Abstract

Abstract Divine inspiration through the Holy Ghost is topical in the portraits of Gregory the Great: A dove brings him the divine words, which he writes himself or dictates to his deacon Petrus. Thus the charismatic Father of the Church became, like the Evangelists, a divinely inspired medium who transmitted the mandate of spreading the gospel and guaranteed the heavenly origin of the texts that were recited and sung in the liturgy. The preface ‘Gregorius presul’, which is to be found in variant forms introducing antiphonaries and cantatories, states that Gregory, the “powerful teacher” of church chant, composed the songbooks (composuit hunc libellum musicae artis), thereby sanctifying them. Scholars see in this preface a Carolingian strategy of legitimation based on this dynasty’s theocratic concept of power.
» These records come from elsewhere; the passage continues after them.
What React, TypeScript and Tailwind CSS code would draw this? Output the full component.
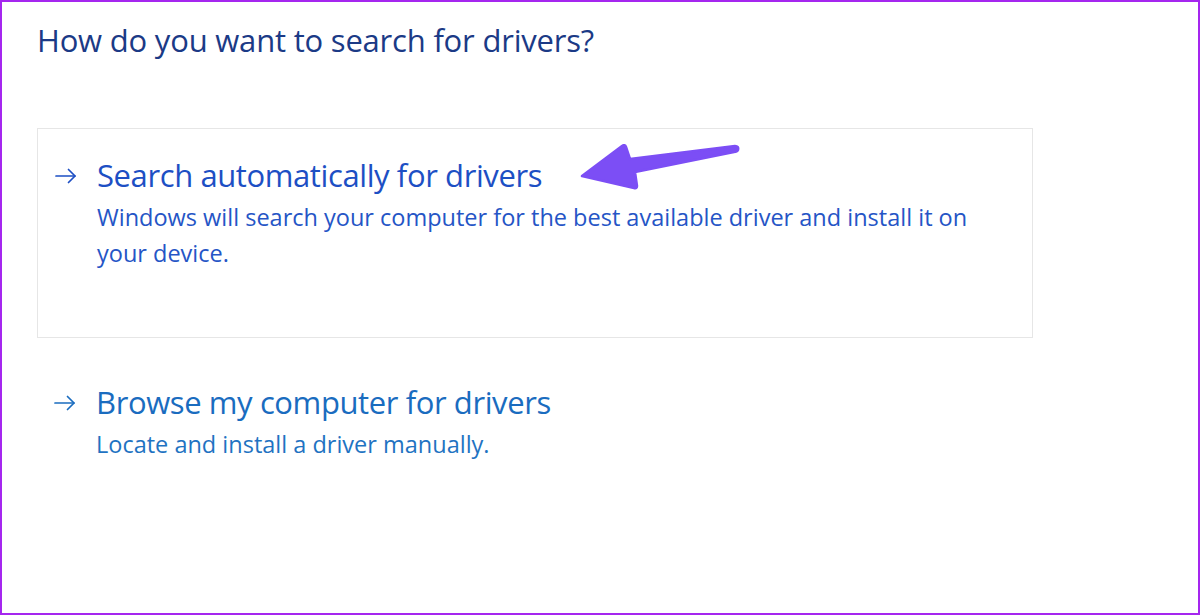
import React from 'react';

const font = { fontFamily: '"Open Sans", "Noto Sans", sans-serif' };

const ArrowRight = ({ color }: { color: string }) => (
  <svg width="22" height="16" viewBox="0 0 22 16" fill="none" stroke={color} strokeWidth="1.7" strokeLinecap="round" strokeLinejoin="round">
    <path d="M1 8h19" />
    <path d="M13.5 1.5 20 8l-6.5 6.5" />
  </svg>
);

const Option = ({
  title,
  desc,
  blue,
  boxed,
}: {
  title: string;
  desc: string;
  blue: 'deep' | 'light';
  boxed?: boolean;
}) => (
  <div
    className={`w-[996px] pl-[17px] pt-[24px] ${boxed ? 'h-[210px] border border-[#e6e6e6]' : ''}`}
  >
    <div className="flex items-center">
      <div className="w-[42px] flex items-center pt-[2px]">
        <ArrowRight color={blue === 'deep' ? '#1d4fc4' : '#1a6cbf'} />
      </div>
      <div
        className={`text-[31px] leading-[44px] tracking-[-0.4px] ${blue === 'deep' ? 'text-[#1d4fc4]' : 'text-[#1a6cbf]'}`}
      >
        {title}
      </div>
    </div>
    <div
      className={`mt-[2px] pl-[42px] max-w-[940px] text-[23.5px] leading-[36px] tracking-[0px] ${blue === 'deep' ? 'text-[#2555c6]' : 'text-[#1f73c2]'}`}
    >
      {desc}
    </div>
  </div>
);

export default function App() {
  return (
    <div style={font} className="w-[1200px] h-[615px] bg-white border-2 border-[#a526ef] overflow-hidden">
      <div className="pl-[35px] pt-[18px]">
        <h1 className="text-[31px] leading-[40px] text-[#1b3a86] tracking-[-0.2px]">
          How do you want to search for drivers?
        </h1>
        <div className="mt-[68px] relative">
          <Option
            boxed
            blue="deep"
            title="Search automatically for drivers"
            desc="Windows will search your computer for the best available driver and install it on your device."
          />
          {/* purple annotation arrow */}
          <svg
            className="absolute left-[542px] top-[16px]"
            width="162"
            height="46"
            viewBox="542 144 162 46"
          >
            <path
              d="M545 176 L585 146 Q588 144 589 147 L593 159 L698 146 Q702 146 701 150 Q700 152 697 152 L598 172 L600 186 Q600 189 597 188 Z"
              fill="#7c4ef5"
              stroke="#7c4ef5"
              strokeWidth="2.5"
              strokeLinejoin="round"
            />
          </svg>
        </div>
        <div className="mt-[18px]">
          <Option
            blue="light"
            title="Browse my computer for drivers"
            desc="Locate and install a driver manually."
          />
        </div>
      </div>
    </div>
  );
}
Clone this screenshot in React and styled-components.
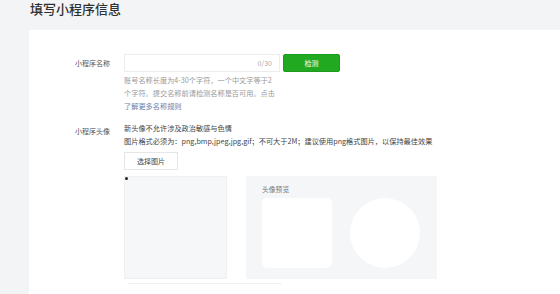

Gregorian chant, the quintessence of medieval monophonic tradition, has his origins in the Frankish church adopting the “authentic” Roman rite, which was declared canonical liturgy in all churches of the Frankish empire because of Gregory’s authorship. But the consolidation of Gregory’s myth unintentionally legitimated the process of composition, too, because the connection between the concepts of authorship and inspiration justified the composer’s claim to the ministry of spreading the gospel and of attaining the highest knowledge.